On 25th July, Advanced Micro Devices [AMD] released its second quarterly report which beat financial expectations and sent the company stocks on an upward trajectory. The chipmaker’s market expectation beat was owed to its boost in product development. AMD focused more on the micro and nano chip industry coupled with the company’s indulgence in the cryptocurrency world, which actually took a hit this time around.
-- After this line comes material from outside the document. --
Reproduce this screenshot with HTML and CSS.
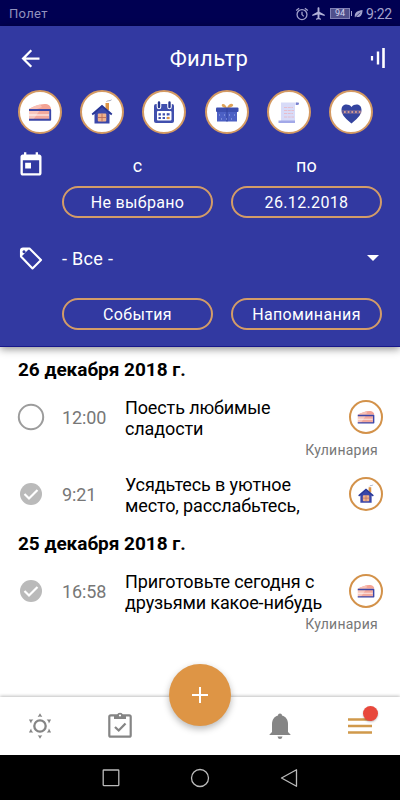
FILE: index.html
```html
<!DOCTYPE html>
<html lang="ru">
<head>
<meta charset="utf-8">
<title>Фильтр</title>
<link rel="stylesheet" href="styles.css">
</head>
<body>
<svg class="defs" width="0" height="0">
  <symbol id="cake" viewBox="0 0 40 40">
    <path d="M9 17C15 14 20 11.500 26 12 29.500 12.500 31 15 31 17Z" fill="#f3a394"/>
    <path d="M9 17C13 14.500 17 13 20 12.500L22 15 17 17Z" fill="#f8c0b5"/>
    <path d="M9 18H29V28H9Z" fill="#f8c7bd"/>
    <path d="M20 18H29V28H13Z" fill="#f3a99d"/>
    <path d="M9 23H29" stroke="#fff" stroke-width="1"/>
    <path d="M9 18H30.200V27.800H9" fill="none" stroke="#3a45a8" stroke-width="1.900" stroke-linejoin="round"/>
  </symbol>
  <symbol id="house" viewBox="0 0 40 40">
    <path d="M23.500 11H27V18H23.500Z" fill="#dc9445"/>
    <path d="M24.500 9.800C25 8 28 9.500 29.500 7.800" fill="none" stroke="#8c91a8" stroke-width=".8"/>
    <path d="M20 14 11 22H12.500V31.500H27.500V22H29Z" fill="#3a47a9"/>
    <path d="M10.200 22.500 20 14 29.800 22.500" fill="none" stroke="#273696" stroke-width="1.800"/>
    <rect x="15.800" y="21.500" width="8.500" height="8" rx="1" fill="#efb18b"/>
    <path d="M20 21.500V29.500M15.800 25.500H24.300" stroke="#b96d5c" stroke-width=".9"/>
  </symbol>
</svg>
<div class="screen">
  <div class="status">
    <span class="carrier">Полет</span>
    <svg class="s-alarm" viewBox="0 0 24 24"><circle cx="12" cy="13" r="8.500" fill="none" stroke="#a2a2cc" stroke-width="2.200"/><path d="M12 8V13L15 16M2 6 7 2M22 6 17 2" fill="none" stroke="#a2a2cc" stroke-width="2.200"/></svg>
    <svg class="s-plane" viewBox="0 0 24 24"><path fill="#b0b0d6" d="M22 16v-2l-8.500-5V3.500C13.500 2.670 12.830 2 12 2s-1.500.67-1.500 1.500V9L2 14v2l8.500-2.500V19L8 20.500V22l4-1 4 1v-1.500L13.500 19v-5.500L22 16z"/></svg>
    <span class="battery">94</span><span class="cap"></span>
    <svg class="s-leaf" viewBox="0 0 10 10"><path d="M1 9C0 3 4 1 9.500.500 9.500 6 7 9.500 2.500 8Z" fill="#a2a2cc"/><path d="M.5 9.500 7 3.500" stroke="#000052" stroke-width=".7"/></svg>
    <span class="clock">9:22</span>
  </div>

  <header class="filter">
    <div class="bar">
      <svg class="back" viewBox="0 0 24 24"><path fill="#fff" d="M20 11H7.830l5.590-5.590L12 4l-8 8 8 8 1.410-1.410L7.830 13H20v-2z"/></svg>
      <h1>Фильтр</h1>
      <svg class="levels" viewBox="0 0 16 22"><path d="M2 9V13.500" stroke="#fff" stroke-width="2.200"/><path d="M8 4.500V17.500" stroke="#fff" stroke-width="2.400"/><path d="M13.500 1V21" stroke="#fff" stroke-width="2.600"/></svg>
    </div>
    <div class="cats">
      <div class="cat"><svg viewBox="0 0 40 40"><use href="#cake"/></svg></div>
      <div class="cat"><svg viewBox="0 0 40 40"><use href="#house"/></svg></div>
      <div class="cat"><svg viewBox="0 0 40 40"><rect x="10" y="12" width="20" height="19" rx="2" fill="#4150ae"/><path d="M15 10.500V15M25.500 10.500V15" stroke="#fff" stroke-width="4.600" stroke-linecap="round"/><path d="M15 10.500V15M25.500 10.500V15" stroke="#27368f" stroke-width="2.400" stroke-linecap="round"/><rect x="13" y="19" width="14.500" height="9.500" rx="1" fill="#fff"/><path d="M14.500 22.300H23.500M14.500 26H23.500" stroke="#4150ae" stroke-width="2.200" stroke-dasharray="2.400 1.700"/><path d="M23 22.300H25.600" stroke="#4150ae" stroke-width="2.200"/><path d="M23 26H25.600" stroke="#dc9445" stroke-width="2.200"/></svg></div>
      <div class="cat"><svg viewBox="0 0 40 40"><path d="M20 16C16 16 14 14 15 12.500 16.500 11 19 13 20 16 21 13 24 10.500 26 12.500 27 14 24 16 20 16Z" fill="#dfa458"/><rect x="10" y="19" width="20" height="10.500" fill="#4c60c4"/><rect x="9" y="15.500" width="22.500" height="4.500" rx="1" fill="#3c4eb0"/><path d="M20 16V29.500" stroke="#3445a3" stroke-width="1.200"/><path d="M12 23H30M14 27H29" stroke="#a4b2ec" stroke-dasharray="1 4"/></svg></div>
      <div class="cat"><svg viewBox="0 0 40 40"><path d="M12 10.500H28V13H26V31H12Z" fill="#d8dbf8"/><path d="M27 10.500H29.500Q31 12.500 28 13H27Z" fill="#7881cf"/><path d="M9.500 28.500H26V31H9.500Z" fill="#a2a8e8"/><path d="M15 15.500H24M15 18.500H25M15 21.500H24M15 25H25" stroke="#e8b9c6" stroke-width=".9" stroke-dasharray="3 .7"/></svg></div>
      <div class="cat"><svg viewBox="0 0 40 40"><path d="M20.500 31.500C16 27.500 10.500 23.500 10.500 18 10.500 12 17 11 20.500 15 24 11 30.500 12 30.500 18 30.500 23.500 25 27.500 20.500 31.500Z" fill="#34449f"/><path d="M10.800 20H30.200" stroke="#d49b92" stroke-width="2.600"/><path d="M11 20H30" stroke="#34449f" stroke-width="1.400" stroke-dasharray="2 1.700"/></svg></div>
    </div>
    <div class="dates">
      <svg class="today" viewBox="0 0 24 24"><path fill="#fff" d="M19 3h-1V1h-2v2H8V1H6v2H5c-1.110 0-2 .9-2 2v14c0 1.100.89 2 2 2h14c1.100 0 2-.9 2-2V5c0-1.100-.9-2-2-2zm0 16H5V8h14v11zM7 10h5v5H7z"/></svg>
      <span class="lbl">с</span>
      <span class="lbl">по</span>
      <span class="pill">Не выбрано</span>
      <span class="pill">26.12.2018</span>
    </div>
    <div class="select">
      <svg class="tag" viewBox="0 0 27 27"><path d="M4 5.500V11.500L15.500 23.500 24 15 12.500 3.500H6Q4 3.500 4 5.500Z" fill="none" stroke="#fff" stroke-width="2.100" stroke-linejoin="round"/><path fill="#fff" fill-rule="evenodd" d="M4 3.500H12.500L4 12ZM7 5.300a1.500 1.500 0 1 0 .01 0Z"/></svg>
      <span class="all">- Все -</span>
      <span class="caret"></span>
    </div>
    <div class="kinds"><span class="pill">События</span><span class="pill">Напоминания</span></div>
  </header>

  <main class="list">
    <h2>26 декабря 2018 г.</h2>
    <article class="item">
      <svg class="check" viewBox="0 0 28 28"><circle cx="14" cy="14" r="12.200" fill="none" stroke="#9c9c9c" stroke-width="2"/></svg>
      <time>12:00</time>
      <p>Поесть любимые<br>сладости</p>
      <span class="badge"><svg viewBox="0 0 40 40"><use href="#cake"/></svg></span>
      <small>Кулинария</small>
    </article>
    <article class="item short">
      <svg class="check" viewBox="0 0 28 28"><circle cx="14" cy="14" r="11" fill="#bababa"/><path d="M7.500 14 12 18.500 20.500 10" fill="none" stroke="#fff" stroke-width="2.200"/></svg>
      <time>9:21</time>
      <p>Усядьтесь в уютное<br>место, расслабьтесь,</p>
      <span class="badge"><svg viewBox="0 0 40 40"><use href="#house"/></svg></span>
    </article>
    <h2>25 декабря 2018 г.</h2>
    <article class="item">
      <svg class="check" viewBox="0 0 28 28"><circle cx="14" cy="14" r="11" fill="#bababa"/><path d="M7.500 14 12 18.500 20.500 10" fill="none" stroke="#fff" stroke-width="2.200"/></svg>
      <time>16:58</time>
      <p>Приготовьте сегодня с<br>друзьями какое-нибудь</p>
      <span class="badge"><svg viewBox="0 0 40 40"><use href="#cake"/></svg></span>
      <small>Кулинария</small>
    </article>
  </main>

  <nav class="tabs">
    <svg viewBox="0 0 32 32"><circle cx="16" cy="16" r="5.700" fill="none" stroke="#858585" stroke-width="2.300"/><g fill="#858585"><path id="ray" d="M16 3.200 18.300 7Q16 6 13.700 7Z"/><use href="#ray" transform="rotate(60 16 16)"/><use href="#ray" transform="rotate(120 16 16)"/><use href="#ray" transform="rotate(180 16 16)"/><use href="#ray" transform="rotate(240 16 16)"/><use href="#ray" transform="rotate(300 16 16)"/></g></svg>
    <svg viewBox="0 0 32 32"><rect x="5.300" y="5.300" width="21.400" height="21.400" rx="1.500" fill="none" stroke="#858585" stroke-width="2.200"/><path d="M10 5H13A3.100 3.100 0 0 1 19 5H22V9H10Z" fill="#858585"/><circle cx="16" cy="5.500" r="1.100" fill="#fff"/><path d="M11 17 14.700 20.500 21.500 13.500" fill="none" stroke="#858585" stroke-width="2.300"/></svg>
    <button class="fab" aria-label="+"><svg viewBox="0 0 16 16"><path d="M8 0V16M0 8H16" stroke="#fff" stroke-width="2"/></svg></button>
    <svg viewBox="0 0 32 32"><path d="M16 3.500C17.200 3.500 18 4.400 18 5.500 22 6.500 24 10 24 14V22L26.500 24.500V25H5.500V24.500L8 22V14C8 10 10 6.500 14 5.500 14 4.400 14.800 3.500 16 3.500ZM13.500 26.500H18.500Q18 29 16 29T13.500 26.500Z" fill="#858585"/></svg>
    <span class="menu"><svg viewBox="0 0 32 32"><path d="M4 9.500H28M4 16H28M4 22.500H28" stroke="#d0994b" stroke-width="2.400"/></svg><i class="dot"></i></span>
  </nav>
  <div class="system">
    <svg viewBox="0 0 22 22"><rect x="3.200" y="3" width="15.600" height="15.600" rx=".5" fill="none" stroke="#bbb" stroke-width="1.300"/></svg>
    <svg viewBox="0 0 22 22"><circle cx="11" cy="11" r="8.500" fill="none" stroke="#bbb" stroke-width="1.300"/></svg>
    <svg viewBox="0 0 22 22"><path d="M18.500 2.700V19.300L3.500 11Z" fill="none" stroke="#bbb" stroke-width="1.300" stroke-linejoin="round"/></svg>
  </div>
</div>
</body>
</html>
```
FILE: styles.css
```css
* { box-sizing: border-box; }
body { margin: 0; font-family: Roboto, sans-serif; background: #fff; }
.defs { display: block; height: 0; }
.screen { width: 400px; height: 800px; display: flex; flex-direction: column; overflow: hidden; }
svg { display: block; flex: none; }

.status { height: 26px; flex: none; background: #000052; color: #a2a2cc; display: flex; align-items: center; padding: 2px 9px 0; }
.carrier { font-size: 13px; letter-spacing: .3px; margin: -1px auto 0 0; color: #9292bd; }
.s-alarm { width: 14px; height: 14px; margin: -1px 2px 0 0; }
.s-plane { width: 15px; height: 15px; margin: -1px 4px 0 0; }
.battery { width: 20px; height: 11px; margin-top: -1px; border: 1px solid #8080b5; background: #50508c; color: #d3d3ee; font-size: 9px; line-height: 9px; text-align: center; }
.cap { width: 1px; height: 5px; background: #a2a2cc; margin: -1px 2px 0 1px; }
.s-leaf { width: 9px; height: 10px; margin: -1px 3px 0 0; }
.clock { font-size: 14px; line-height: 20px; width: 25px; white-space: nowrap; letter-spacing: -.3px; }

.filter { height: 321px; flex: none; background: #3239a1; color: #fff; border-bottom: 1px solid #17178a; box-shadow: 0 2px 8px rgba(0,0,0,.45); z-index: 1; }
.bar { height: 64px; display: flex; align-items: center; justify-content: space-between; padding: 0 14px 0 17px; }
.back { width: 27px; height: 27px; }
.levels { width: 16px; height: 22px; margin-top: -1px; }
h1 { margin: 0 0 0 4px; font-size: 22px; font-weight: 400; letter-spacing: .3px; }
.cats { display: flex; justify-content: space-between; padding: 0 27px 0 18px; }
.cat { width: 44px; height: 44px; border-radius: 50%; border: 2px solid #d49a62; background: #fff; }
.cat svg { width: 40px; height: 40px; }
.dates { display: grid; grid-template-columns: 151px 151px; grid-template-rows: 40px 32px; column-gap: 18px; margin: 12px 18px 0 62px; position: relative; }
.today { position: absolute; left: -45px; top: 5px; width: 28px; height: 28px; }
.lbl { text-align: center; font-size: 18px; line-height: 40px; letter-spacing: .2px; }
.pill { height: 32px; border: 2px solid #d39c68; border-radius: 16px; text-align: center; font-size: 16px; line-height: 30px; letter-spacing: .35px; }
.select { height: 56px; margin-top: 12px; padding: 0 21px 0 17px; display: flex; align-items: center; }
.tag { width: 27px; height: 27px; margin-right: 18px; }
.all { font-size: 18px; letter-spacing: .3px; }
.caret { margin-left: auto; border: 6px solid transparent; border-top-color: #fff; border-bottom: 0; }
.kinds { display: grid; grid-template-columns: 151px 151px; column-gap: 18px; margin: 12px 18px 0 62px; }

.list { flex: 1; padding-top: 12px; color: #111; }
h2 { margin: 0; height: 22px; padding-left: 18px; font-size: 19px; line-height: 22px; font-weight: 700; letter-spacing: -.03px; color: #000; }
.item { display: grid; grid-template-columns: 28px 46px 1fr 34px; grid-template-rows: 42px 1fr; column-gap: 17px; align-items: center; height: 77px; padding: 16px 17px 0; }
.item.short { height: 75px; }
.check { width: 28px; height: 28px; position: relative; top: -1px; }
time { font-size: 18px; color: #777; white-space: nowrap; letter-spacing: -.1px; margin-top: -2px; }
.item p { margin: 0; font-size: 18px; line-height: 21px; letter-spacing: -.12px; white-space: nowrap; color: #000; }
.badge { width: 34px; height: 34px; border: 2px solid #d3924a; border-radius: 50%; position: relative; top: -1px; }
.badge svg { width: 30px; height: 30px; }
small { grid-column: 3 / 5; align-self: start; justify-self: end; font-size: 14px; line-height: 18px; color: #777; padding: 2px 5px 0 0; letter-spacing: .25px; }

.tabs { height: 58px; flex: none; background: #fff; box-shadow: 0 -1px 3px rgba(0,0,0,.25); display: grid; grid-template-columns: repeat(5, 80px); justify-items: center; align-items: center; z-index: 1; }
.tabs > svg, .menu svg { width: 32px; height: 32px; }
.fab { width: 62px; height: 62px; border: 0; border-radius: 50%; background: #de9545; box-shadow: 0 3px 7px rgba(0,0,0,.28); display: grid; place-items: center; margin-top: -62px; padding: 0; }
.fab svg { width: 16px; height: 16px; }
.menu { position: relative; }
.dot { position: absolute; width: 15px; height: 15px; left: 19px; top: -4px; border-radius: 50%; background: #e8483c; box-shadow: 0 1px 2px rgba(0,0,0,.25); }
.system { height: 45px; flex: none; background: #000; display: flex; justify-content: center; align-items: center; gap: 67px; }
.system svg { width: 22px; height: 22px; }
```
The report showed that AMD had suffered a 3% decline for its Computing and Graphics department [CaG] compared to the first quarter when AMD’s shares gained 2.3% to close at 12.94% on the final day of the first quarter. The company revealed that the total revenue bought in by the CaG department amounted to $1.09 billion which is a 64% jump compared to AMD’s previous year over year analysis. The only decline in the CaG department was seen in the sales to cryptocurrency miners which bought in only 6% of the total earning, a stark contrast to Q1’s 10%.
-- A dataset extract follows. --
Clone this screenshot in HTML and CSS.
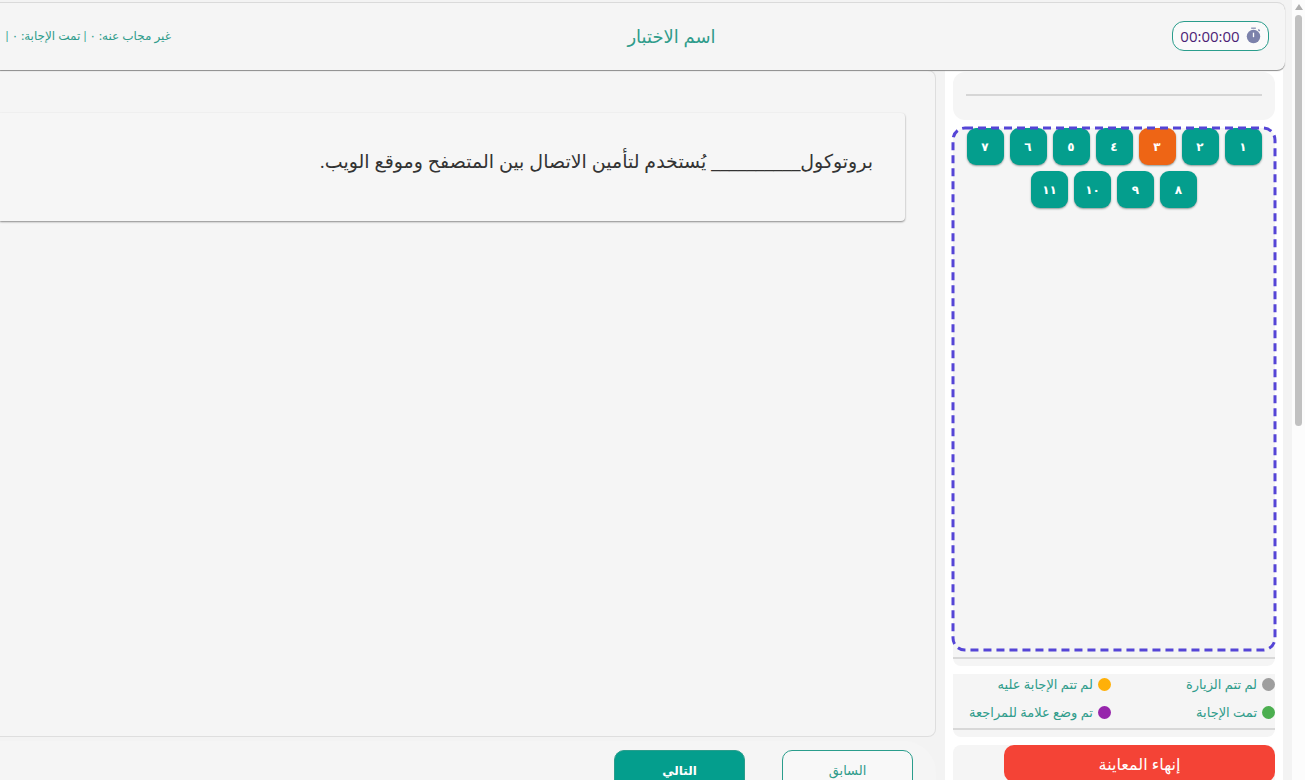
FILE: index.html
```html
<!DOCTYPE html>
<html lang="ar" dir="rtl">
<head>
    <meta charset="UTF-8">
    <meta name="viewport" content="width=device-width, initial-scale=1.0">
    <title>اسم الاختبار</title>
    <link rel="stylesheet" href="styles.css">
</head>
<body>
    <div class="scrollbar" aria-hidden="true">
        <span class="scroll-arrow"></span>
        <span class="scroll-thumb"></span>
    </div>

    <div class="app">
        <header class="exam-header">
            <div class="timer">
                <svg class="timer-icon" viewBox="0 0 16 18" aria-hidden="true">
                    <path d="M5.5 0.5h5v1.4h-5z" fill="#8a8fb3"/>
                    <path d="M12.6 3.2l1-1.1 1.5 1.4-1 1.1z" fill="#7c82ab"/>
                    <circle cx="8" cy="10" r="7.2" fill="#7c82ab"/>
                    <path d="M7.3 6h1.4v4.8H7.3z" fill="#ffffff"/>
                </svg>
                <span class="timer-value">00:00:00</span>
            </div>
            <h1 class="exam-title">اسم الاختبار</h1>
            <p class="exam-stats">غير مجاب عنه: ٠ | تمت الإجابة: ٠ |</p>
        </header>

        <div class="exam-body">
            <aside class="sidebar">
                <div class="section-name"><hr></div>

                <div class="questions">
                    <svg class="questions-frame" aria-hidden="true">
                        <rect width="100%" height="100%" rx="12"/>
                    </svg>
                    <nav class="question-list">
                        <button type="button" class="question">١</button>
                        <button type="button" class="question">٢</button>
                        <button type="button" class="question current">٣</button>
                        <button type="button" class="question">٤</button>
                        <button type="button" class="question">٥</button>
                        <button type="button" class="question">٦</button>
                        <button type="button" class="question">٧</button>
                        <button type="button" class="question">٨</button>
                        <button type="button" class="question">٩</button>
                        <button type="button" class="question">١٠</button>
                        <button type="button" class="question">١١</button>
                    </nav>
                </div>

                <div class="legend-box">
                    <ul class="legend">
                        <li><span class="dot not-visited"></span>لم تتم الزيارة</li>
                        <li><span class="dot not-answered"></span>لم تتم الإجابة عليه</li>
                        <li><span class="dot answered"></span>تمت الإجابة</li>
                        <li><span class="dot review"></span>تم وضع علامة للمراجعة</li>
                    </ul>
                </div>

                <div class="finish-box">
                    <button type="button" class="finish">إنهاء المعاينة</button>
                </div>
            </aside>

            <main class="content">
                <section class="question-panel">
                    <div class="question-card">
                        <p class="question-text">بروتوكول<span class="blank">__________</span> يُستخدم لتأمين الاتصال بين المتصفح وموقع الويب.</p>
                    </div>
                </section>
                <footer class="actions">
                    <button type="button" class="action prev">السابق</button>
                    <button type="button" class="action next">التالي</button>
                </footer>
            </main>
        </div>
    </div>
</body>
</html>
```

FILE: styles.css
```css
* {
    box-sizing: border-box;
}
body {
    display: flex;
    height: 100vh;
    margin: 0;
    overflow: hidden;
    background-color: #f3f3f3;
    color: #2f9c8b;
    font-family: "Open Sans", "DejaVu Sans", sans-serif;
    font-size: 12px;
}
button {
    font-family: inherit;
    cursor: pointer;
}

/* scrollbar */
.scrollbar {
    display: flex;
    flex-direction: column;
    align-items: center;
    gap: 5px;
    flex: none;
    width: 13px;
    padding-top: 4px;
    background-color: #fcfcfc;
}
.scroll-arrow {
    border: 4px solid transparent;
    border-top: 0;
    border-bottom: 6px solid #b0b0b0;
}
.scroll-thumb {
    width: 7px;
    height: 53%;
    border-radius: 4px;
    background-color: #c1c1c1;
}

/* header */
.app {
    display: flex;
    flex-direction: column;
    flex: 1;
    min-width: 0;
    padding-top: 2px;
    padding-right: 7px;
}
.exam-header {
    display: grid;
    grid-template-columns: 97px 1fr 171px;
    align-items: center;
    flex: none;
    height: 68px;
    padding-right: 16px;
    padding-bottom: 2px;
    border-top: 1px solid #dadada;
    border-radius: 0 8px 8px 0;
    background-color: #f5f5f5;
    box-shadow: 0 1px 1px #8c8c8c;
    z-index: 1;
}
.timer {
    display: flex;
    align-items: center;
    justify-content: center;
    gap: 6px;
    height: 30px;
    border: 1px solid #2a9d8c;
    border-radius: 12px;
    background-color: #fafafa;
}
.timer-icon {
    width: 15px;
    height: 17px;
}
.timer-value {
    color: #4c1d75;
    font-size: 15px;
    line-height: 20px;
}
.exam-title {
    margin: 0;
    font-size: 18px;
    font-weight: normal;
    text-align: center;
}
.exam-stats {
    margin: 0;
    font-family: Lato, "DejaVu Sans", sans-serif;
    white-space: nowrap;
}

.exam-body {
    display: flex;
    flex: 1;
    min-height: 0;
}

/* sidebar */
.sidebar {
    display: flex;
    flex-direction: column;
    gap: 8px;
    flex: none;
    width: 338px;
    margin-right: 2px;
    padding: 2px 8px 0;
    background-color: #ffffff;
}
.section-name {
    flex: none;
    height: 48px;
    padding: 22px 13px 0;
    border-radius: 12px;
    background-color: #f5f5f5;
}
.section-name hr {
    height: 2px;
    margin: 0;
    border: 0;
    background-color: #d6d6d6;
}
.questions {
    position: relative;
    flex: 1;
    min-height: 0;
    padding-bottom: 7px;
    border-radius: 12px 12px 8px 8px;
    background-color: #f5f5f5;
}
.questions-frame {
    position: absolute;
    top: 0;
    left: 0;
    width: 100%;
    height: calc(100% - 16px);
    overflow: visible;
    pointer-events: none;
}
.questions-frame rect {
    fill: none;
    stroke: #5545d6;
    stroke-width: 3px;
    stroke-dasharray: 8 5;
}
.question-list {
    display: flex;
    flex-wrap: wrap;
    align-content: flex-start;
    justify-content: center;
    gap: 6px;
    height: 100%;
    border-bottom: 2px solid #d8d8d8;
}
.question {
    width: 37px;
    height: 37px;
    padding: 0;
    border: 0;
    border-radius: 9px;
    background-color: #049e8d;
    box-shadow: 0 1px 2px #8f9b99;
    color: #ffffff;
    font-size: 12px;
    font-weight: bold;
}
.question.current {
    background-color: #ee6515;
}

.legend-box {
    flex: none;
    padding-bottom: 7px;
    border-radius: 0 0 8px 8px;
    background-color: #f5f5f5;
}
.legend {
    display: grid;
    grid-template-columns: 1fr 1fr;
    column-gap: 6px;
    row-gap: 8px;
    margin: 0;
    padding: 0 0 6px;
    border-bottom: 2px solid #d8d8d8;
    font-size: 13px;
    list-style: none;
}
.legend li {
    display: flex;
    align-items: center;
    gap: 5px;
    height: 20px;
    white-space: nowrap;
}
.dot {
    flex: none;
    width: 13px;
    height: 13px;
    border-radius: 50%;
}
.not-visited {
    background-color: #9e9e9e;
}
.not-answered {
    background-color: #ffb008;
}
.answered {
    background-color: #4caf50;
}
.review {
    background-color: #9726ac;
}
.finish-box {
    flex: none;
    height: 35px;
    border-radius: 8px 8px 0 0;
    background-color: #f5f5f5;
}
.finish {
    display: block;
    width: 271px;
    height: 37px;
    border: 0;
    border-radius: 10px;
    background-color: #f44336;
    color: #ffffff;
    font-size: 16px;
}

/* question */
.content {
    display: flex;
    flex-direction: column;
    flex: 1;
    min-width: 0;
    padding-right: 9px;
}
.question-panel {
    flex: 1;
    padding: 42px 30px 0 0;
    border: 1px solid #dedede;
    border-left: 0;
    border-radius: 0 8px 8px 0;
    background-color: #f5f5f5;
}
.question-card {
    height: 108px;
    padding: 32px;
    border-radius: 0 4px 4px 0;
    background-color: #f6f6f6;
    box-shadow: 0 1px 2px #8a8a8a;
}
.question-text {
    margin: 0;
    color: #333333;
    font-size: 19px;
    line-height: 32px;
}
.blank {
    font-family: "Liberation Sans", sans-serif;
    font-size: 16px;
}
.actions {
    display: flex;
    gap: 37px;
    flex: none;
    height: 39px;
    margin-top: 4px;
    padding: 9px 23px 0 0;
    border-radius: 0 32px 0 0;
    background-color: #f5f5f5;
}
.action {
    flex: none;
    width: 131px;
    height: 40px;
    border: 1px solid #2a9d8c;
    border-radius: 10px;
    font-size: 13px;
}
.prev {
    background-color: #f8f8f8;
    color: #2f9c8b;
}
.next {
    background-color: #049e8d;
    color: #ffffff;
    font-size: 12px;
    font-weight: bold;
}
```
AMD’s focus into the cryptocurrency world intensified post the massive surge that cryptocurrencies enjoyed towards the end of 2017. AMD’s sales to miners majorly include selling the AMD Graphics Processing Units [GPU] that enables them to mine cryptocurrencies.
The company in the report stated:
“Year-over-year revenue growth was driven by strong sales of Radeon products and continued growth of Ryzen products. The quarter-over-quarter decline was primarily related to lower revenue from GPU products in the blockchain market.”
Earlier in the year, AMD’s officials had stated that the decline in the chip sales to miners was actually healthy. Lisa SU, the CEO of AMD had actually predicted the sales towards miners to go down by the end of Q2 and that is exactly what has happened. The basic aim of the company, according to reports, is to sell AMD’s products to consumers for gaming and research purposes rather than for a dip in the blockchain ocean. Although SU stated that she believes in the applications of blockchain technology, she has taken a stand that the cryptocurrency fever will not influence GPU sales a lot. Lisa said:
“I do think the blockchain infrastructure is here to stay. We don’t see a significant risk of secondhand GPUs coming into the market. I think what you find is that one, there is a number of different currencies, and, two, a lot of these users that are buying GPUs these days are actually buying them for multiple use cases, both commercial and consumer.”
Although cryptocurrency mining is being scrutinized by different sectors, with China being a prime example for banning mining, applications like Honeyminer are still trying to change the mining game by providing faster and more accessible processing systems.